Are Worker Bees the Busiest Bees?

worker bee

worker bee

The worker honey bee gets its name because she will have many jobs throughout her lifetime. Without their efforts, the hive wouldn’t be able to function and pollination would not occur at the rate required to sustain our agricultural system. Every day of their lives, from birth to their death, worker bees have vital work to do. 

We are willing to bet that there are many more jobs that these special ladies hold than you are even aware of! Let’s check out the long list of roles they will play immediately after emerging from their cells. 

The Many (Many) Jobs of the Worker Bee 

Undertakers (days 3-16)

For a variety of reasons, adult bees and larvae die inside the hive. If left to decompose, they could create conditions perfect for infection and disease. One of the first jobs of a new worker bee is to remove dead bees and larvae from the hive so they can’t create unsafe conditions for the rest of the colony. 

Drone Feeders (days 4-12) 

During the same time as many of the worker bees are removing their dead brothers and sisters from the hive, other worker bees will be tending to the young drones. When they are new, drones cannot feed themselves and require the help of a capable sibling to get the job done. Once the drones are old enough, they obtain their own food from the hive’s honey supply. 

Attendants to the Queen (days 7-12)

The role of the queen is critical to the success of the hive. Without her reproductive efforts, the colony would not be able to support itself. To do this work, she needs the help of worker bees to feed, groom and clean up after her. The worker bees also help spread her pheromones throughout the hive, signaling to the rest of the colony that the queen is alive and well. 

Pollen Packers (days 12-18)

Older adult bees spend their days foraging for pollen and nectar. When they return to the colony with a full basket of pollen, a younger worker bee will collect the pollen and relocate it to an available cell in the hive. Here, it will be mixed with a dash of honey to keep it from going bad until it can be used as brood food for the next round of baby honey bees. 

Honey Sealers (days 12-35)

One of the most fascinating processes inside the hive is honey-making. A lot goes into it, and there are a few roles that worker bees will play to get the job done. Honey inside the cells must be sealed in to keep it fresh for the winter months. Worker bees will produce sheets of wax to seal the open cells and protect the valuable honey inside. 

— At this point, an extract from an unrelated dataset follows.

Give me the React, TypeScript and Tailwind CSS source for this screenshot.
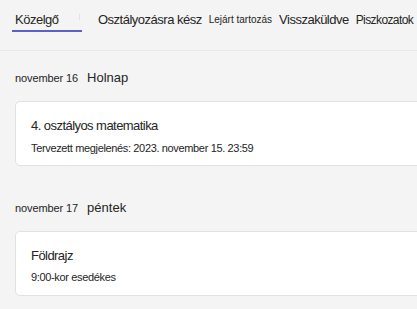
export default function App() {
  const tabs = [
    { label: "Osztályozásra kész", cls: "text-[13px] tracking-[-0.5px] ml-[18px]" },
    { label: "Lejárt tartozás", cls: "text-[10px] ml-[7px]" },
    { label: "Visszaküldve", cls: "text-[13px] tracking-[-0.5px] ml-[7px]" },
    { label: "Piszkozatok", cls: "text-[12px] tracking-[-0.6px] ml-[7px]" },
  ];

  return (
    <div className="w-[417px] h-[309px] overflow-hidden bg-[#f4f4f4] text-[#242424] font-['Liberation_Sans',sans-serif]">
      {/* tabs */}
      <div className="h-[51px] border-b border-[#e8e8e8] flex items-start pl-[12px] whitespace-nowrap">
        <div className="flex flex-col">
          <span className="text-[13px] tracking-[-0.5px] px-[3px] pt-[11px] h-[30px] leading-[18px]">Közelgő</span>
          <div className="h-[2px] w-[70px] bg-[#5b5fc7]" />
        </div>
        <div className="w-px h-[6px] bg-[#e2e2e2] mt-[14px] -ml-[3px]" />
        {tabs.map((t) => (
          <span key={t.label} className={`${t.cls} pt-[11px] leading-[18px]`}>
            {t.label}
          </span>
        ))}
      </div>

      <Group date="november 16" day="Holnap">
        <div className="text-[13px] tracking-[-0.55px] leading-[18px]">4. osztályos matematika</div>
        <div className="text-[11px] tracking-[-0.35px] leading-[14px] mt-[6px]">
          Tervezett megjelenés: 2023. november 15. 23:59
        </div>
      </Group>

      <Group date="november 17" day="péntek">
        <div className="text-[13px] tracking-[-0.55px] leading-[18px]">Földrajz</div>
        <div className="text-[11px] tracking-[-0.35px] leading-[14px] mt-[5px]">9:00-kor esedékes</div>
      </Group>
    </div>
  );
}

function Group({ date, day, children }: { date: string; day: string; children: React.ReactNode }) {
  return (
    <div className="pl-[15px] pt-[17px] pb-[15px]">
      <div className="flex items-center h-[20px] whitespace-nowrap">
        <span className="text-[11px] tracking-[-0.1px]">{date}</span>
        <span className="text-[13px] ml-[9px]">{day}</span>
      </div>
      <div className="mt-[13px] w-[440px] h-[65px] bg-white border border-[#e1e1e1] rounded-[5px] pl-[15px] pt-[15px]">
        {children}
      </div>
    </div>
  );
}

Honeycomb Builders (days 12-35) 

The intricate hexagonal design of the honeycomb is a wonder of nature. Worker bees pass beeswax along a chain to bees whose job it is to build more honeycomb. The honeycomb is used to store pollen and honey and house developing eggs until they emerge as adults. 

Fanners and Water Carriers (days 12-18) 

Hives don’t have central air conditioning. Instead, worker bees take on the role of controlling the temperature inside the hive by flapping their wings vigorously near a water source. Some bees will work as fanners, while other bees will collect water from an outside source such as a pool, lake or bird bath.  

Guards (days 18-21)

Hives can be targets for critters who are looking for a quick meal. Older adult worker bees will work as guards stationed near the entrance of the hive to protect against infiltrators. Worker bees will use their stingers to defend their hive, even though just one sting results in their death. 

Foragers (days 22-42) 

Perhaps the most fun but tiring role a worker bee will hold is that of a forager. Forager bees are tasked with collecting pollen and nectar for use by the rest of the hive. When we see bees buzzing around flowers in the garden, we are seeing foragers in action. Even though they may not even be aware of it, these worker bees are responsible for pollination as they move from flower to flower.